I feel like I've had such an awful week. My weekend was awesome, but Monday I wake up and my day begins with the whole police citation ordeal. I got that all figured out and my night was ok. The next day (yesterday) I wake up and my mom had called about a late bill payment to XM radio. Apparently although I entered my info and paid the bill last month, XM's website messed up and nothing went through. My mom was giving me a hard time thinking I never paid it and I hung up the phone in a huff...feeling terrible about it later. I called the bank, spent my whole afternoon on the phone with the stupid company, and finally paid the whole bill after they told me I wasn't being charged any late fees.

Last night my friends and I went to the mall and I had a wonderful time. However, my friends found out I have a crush on this one boy (I know, I know...I feel like a kid!) and the one girl who is friends with him goes and tells him everything!! So now I feel like a fool and apparently she told him I wanted to have some kind of relationship with him. He told her he's not ready for that right now. However, that's not what I wanted at all! I just had a crush on him and I wanted to be friends...that was all for now, but I feel like a total idiot. I know I was probably acting flirty, like girls do, but all along he knew I had a crush on him! I have a really good time with him and I really want to be friends, but I feel so embarrassed. I feel like I need to tell him the truth, but I'm not sure if that's appropriate. I don't know if I should just let it all go and see how things turn out. The whole group of us were hanging out tonight and I couldn't even look him or the other girl in the eye. I know he was expecting me to be my normal funny self and I just couldn't, so I feel as if I'm punishing him for something that's not his fault at all! I was also fuming because this girl lied to me and said she wasn't going to tell him. I didn't want anyone to know in the first place, but you know how gossip spreads...

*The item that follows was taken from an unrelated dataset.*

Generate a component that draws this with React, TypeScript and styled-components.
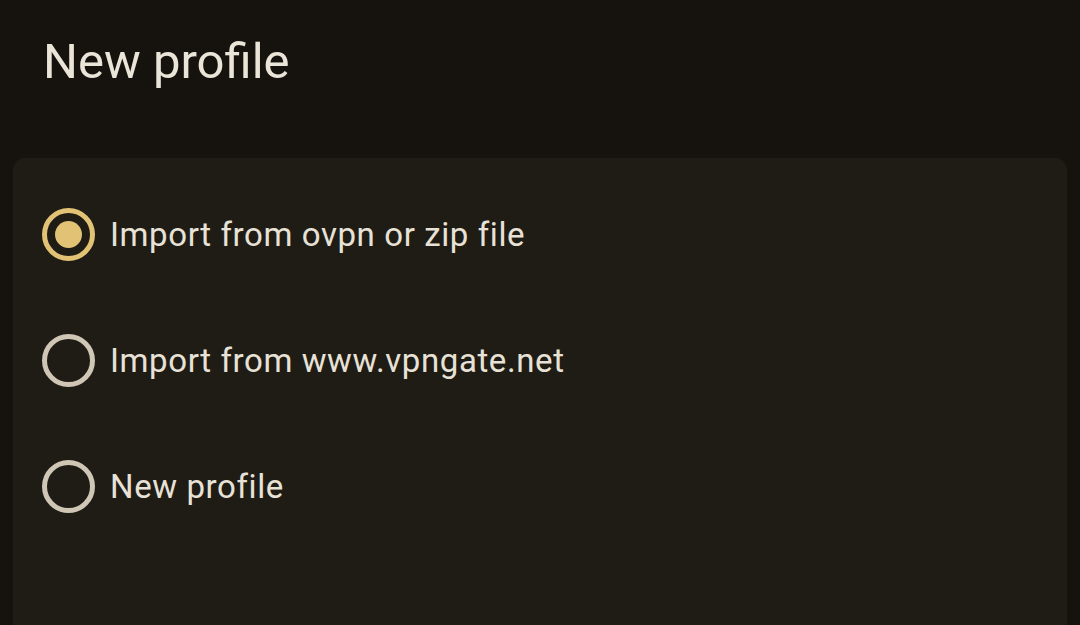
import React from 'react';
import styled, { createGlobalStyle } from 'styled-components';

const GlobalStyle = createGlobalStyle`
    html,
    body {
        margin: 0;
        padding: 0;
        background: #16130e;
        font-family: 'Roboto', 'Noto Sans', sans-serif;
        color: #e8e2d6;
    }
`;

const Page = styled.div`
    width: 1080px;
    height: 625px;
    overflow: hidden;
    display: flex;
    flex-direction: column;
`;

const Title = styled.h1`
    margin: 0;
    padding: 29px 0 0 43px;
    height: 158px;
    box-sizing: border-box;
    font-size: 49px;
    font-weight: 400;
    line-height: 66px;
    color: #ebe4d8;
`;

const Card = styled.div`
    margin: 0 13px;
    flex: 1;
    background: #1f1c16;
    border-radius: 12px 12px 0 0;
    padding: 13px 28px 0 29px;
    display: flex;
    flex-direction: column;
`;

const Option = styled.label`
    height: 126px;
    display: flex;
    align-items: center;
    gap: 15px;
    cursor: pointer;
`;

const Radio = styled.span<{ $checked: boolean }>`
    width: 53px;
    height: 53px;
    box-sizing: border-box;
    border-radius: 50%;
    border: 5px solid ${(p) => (p.$checked ? '#e2c274' : '#d0c6b6')};
    display: flex;
    align-items: center;
    justify-content: center;
    flex-shrink: 0;

    &::after {
        content: '';
        display: ${(p) => (p.$checked ? 'block' : 'none')};
        width: 27px;
        height: 27px;
        border-radius: 50%;
        background: #e2c274;
    }
`;

const OptionText = styled.span`
    font-size: 33px;
    letter-spacing: 0.6px;
    color: #e8e2d6;
`;

const options = ['Import from ovpn or zip file', 'Import from www.vpngate.net', 'New profile'];

export default function App() {
    const [selected, setSelected] = React.useState(0);

    return (
        <Page>
            <GlobalStyle />
            <Title>New profile</Title>
            <Card>
                {options.map((label, i) => (
                    <Option key={label} onClick={() => setSelected(i)}>
                        <Radio $checked={selected === i} />
                        <OptionText>{label}</OptionText>
                    </Option>
                ))}
            </Card>
        </Page>
    );
}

Now I also find out that a teacher I've looked up to for awhile may be having relations with a former student. I have no idea if this is really true or not, but it just puts the icing on the cake of things I have to think about! It is also very possible that he was fooling around with this girl while he was teaching her!! That is just not right IMO at all!

Everything just feels like it's building up. I know I'll look back on all of this and laugh, but I feel so stressed out. I just guess it's because this week has been a stressful one as far as school work goes and I know the clouds will part and everything will work out. I just need to hear some comforting words right now. :-(
 
Ok, chant after me:
"This is not my real life! This is not my real life! This is not my real life!" Breathe deeply, exhale. See? Your real life will start after all the drama has ended. Feel better now?
hugs.gif
 
It definitely FEELS like a dream! Maybe it has to do with all this Halloween craziness! LOL I know there is a light at the end of the tunnel...I just can't see it yet!
 
Give it a little time. Then, if you still feel uncomfortable around this guy, you can be honest with him and clear the air. I wouldn't do anything in the heat of the moment - you may end up feeling worse. As far as the rumor about your teacher and the former student goes - it's probably best to ignore the rumor and not pass it along to anyone else. If it's true, you'll know soon enough, and if it isn't you definitely don't want to be part of spreading lies that can really hurt someone.

Sure sounds like you've had a rough week. I used to go on a long run or walk when I was feeling the stress of life. Maybe you could give that a try and see if it helps?

If all else fails, remember that time is the best healer.